> MATERIAL
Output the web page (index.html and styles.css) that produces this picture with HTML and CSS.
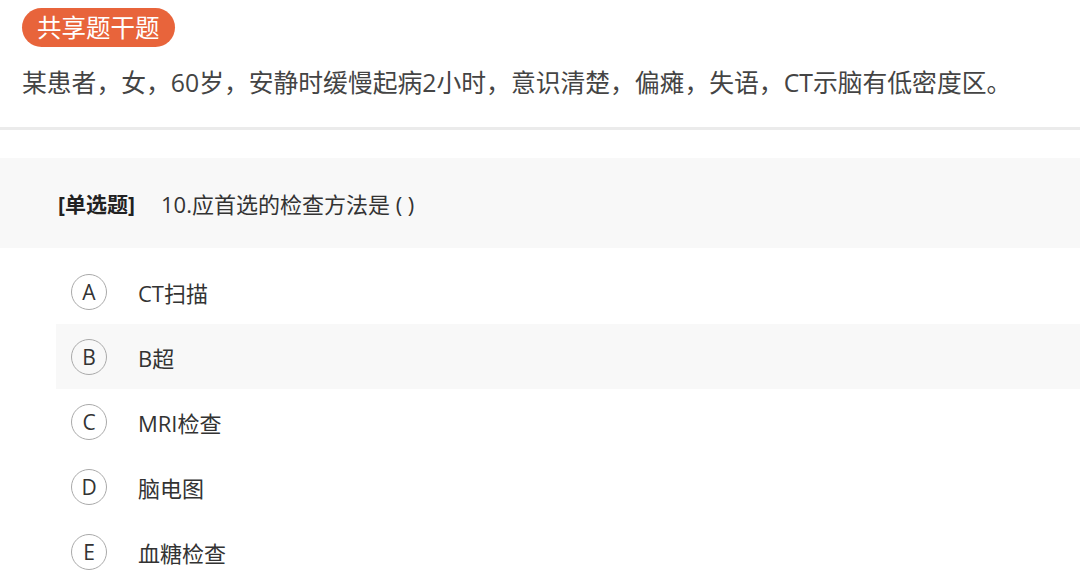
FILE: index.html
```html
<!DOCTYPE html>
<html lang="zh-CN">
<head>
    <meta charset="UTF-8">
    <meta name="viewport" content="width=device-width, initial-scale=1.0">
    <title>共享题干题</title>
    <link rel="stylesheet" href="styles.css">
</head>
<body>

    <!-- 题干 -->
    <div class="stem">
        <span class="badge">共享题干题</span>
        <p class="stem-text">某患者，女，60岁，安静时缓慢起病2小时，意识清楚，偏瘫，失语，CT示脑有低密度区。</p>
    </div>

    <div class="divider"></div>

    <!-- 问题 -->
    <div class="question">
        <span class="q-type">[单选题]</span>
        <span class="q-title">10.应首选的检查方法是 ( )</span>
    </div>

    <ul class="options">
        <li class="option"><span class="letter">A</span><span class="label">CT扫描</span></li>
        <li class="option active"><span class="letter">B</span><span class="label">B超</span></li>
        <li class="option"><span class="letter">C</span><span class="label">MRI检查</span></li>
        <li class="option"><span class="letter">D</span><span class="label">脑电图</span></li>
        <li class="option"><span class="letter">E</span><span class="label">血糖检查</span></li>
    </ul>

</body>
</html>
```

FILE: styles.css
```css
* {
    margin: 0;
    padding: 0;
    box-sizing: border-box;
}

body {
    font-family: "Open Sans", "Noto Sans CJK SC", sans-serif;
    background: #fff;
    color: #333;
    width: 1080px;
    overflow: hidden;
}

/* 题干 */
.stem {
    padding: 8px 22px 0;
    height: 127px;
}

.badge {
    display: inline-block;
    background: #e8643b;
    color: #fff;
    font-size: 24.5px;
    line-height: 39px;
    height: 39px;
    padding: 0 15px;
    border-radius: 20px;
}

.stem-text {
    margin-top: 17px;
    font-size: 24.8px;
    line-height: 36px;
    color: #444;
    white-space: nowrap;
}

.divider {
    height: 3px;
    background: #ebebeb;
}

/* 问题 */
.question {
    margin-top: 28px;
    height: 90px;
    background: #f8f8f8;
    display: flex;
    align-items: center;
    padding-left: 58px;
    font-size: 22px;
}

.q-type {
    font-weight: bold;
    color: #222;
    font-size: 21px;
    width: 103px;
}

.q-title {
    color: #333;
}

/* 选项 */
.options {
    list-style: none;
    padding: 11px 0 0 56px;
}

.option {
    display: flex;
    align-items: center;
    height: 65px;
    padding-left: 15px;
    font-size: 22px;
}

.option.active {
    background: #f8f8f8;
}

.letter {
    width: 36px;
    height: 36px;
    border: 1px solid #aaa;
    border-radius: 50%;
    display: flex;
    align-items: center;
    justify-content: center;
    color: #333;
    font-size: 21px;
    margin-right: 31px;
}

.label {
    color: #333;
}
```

> EXERCISE INSTRUCTIONS
Reproduce the material word for word, minus the images.

> COMPLETE OUTPUT
Output the web page (index.html and styles.css) that produces this picture with HTML and CSS.
FILE: index.html
```html
<!DOCTYPE html>
<html lang="zh-CN">
<head>
    <meta charset="UTF-8">
    <meta name="viewport" content="width=device-width, initial-scale=1.0">
    <title>共享题干题</title>
    <link rel="stylesheet" href="styles.css">
</head>
<body>

    <!-- 题干 -->
    <div class="stem">
        <span class="badge">共享题干题</span>
        <p class="stem-text">某患者，女，60岁，安静时缓慢起病2小时，意识清楚，偏瘫，失语，CT示脑有低密度区。</p>
    </div>

    <div class="divider"></div>

    <!-- 问题 -->
    <div class="question">
        <span class="q-type">[单选题]</span>
        <span class="q-title">10.应首选的检查方法是 ( )</span>
    </div>

    <ul class="options">
        <li class="option"><span class="letter">A</span><span class="label">CT扫描</span></li>
        <li class="option active"><span class="letter">B</span><span class="label">B超</span></li>
        <li class="option"><span class="letter">C</span><span class="label">MRI检查</span></li>
        <li class="option"><span class="letter">D</span><span class="label">脑电图</span></li>
        <li class="option"><span class="letter">E</span><span class="label">血糖检查</span></li>
    </ul>

</body>
</html>
```

FILE: styles.css
```css
* {
    margin: 0;
    padding: 0;
    box-sizing: border-box;
}

body {
    font-family: "Open Sans", "Noto Sans CJK SC", sans-serif;
    background: #fff;
    color: #333;
    width: 1080px;
    overflow: hidden;
}

/* 题干 */
.stem {
    padding: 8px 22px 0;
    height: 127px;
}

.badge {
    display: inline-block;
    background: #e8643b;
    color: #fff;
    font-size: 24.5px;
    line-height: 39px;
    height: 39px;
    padding: 0 15px;
    border-radius: 20px;
}

.stem-text {
    margin-top: 17px;
    font-size: 24.8px;
    line-height: 36px;
    color: #444;
    white-space: nowrap;
}

.divider {
    height: 3px;
    background: #ebebeb;
}

/* 问题 */
.question {
    margin-top: 28px;
    height: 90px;
    background: #f8f8f8;
    display: flex;
    align-items: center;
    padding-left: 58px;
    font-size: 22px;
}

.q-type {
    font-weight: bold;
    color: #222;
    font-size: 21px;
    width: 103px;
}

.q-title {
    color: #333;
}

/* 选项 */
.options {
    list-style: none;
    padding: 11px 0 0 56px;
}

.option {
    display: flex;
    align-items: center;
    height: 65px;
    padding-left: 15px;
    font-size: 22px;
}

.option.active {
    background: #f8f8f8;
}

.letter {
    width: 36px;
    height: 36px;
    border: 1px solid #aaa;
    border-radius: 50%;
    display: flex;
    align-items: center;
    justify-content: center;
    color: #333;
    font-size: 21px;
    margin-right: 31px;
}

.label {
    color: #333;
}
```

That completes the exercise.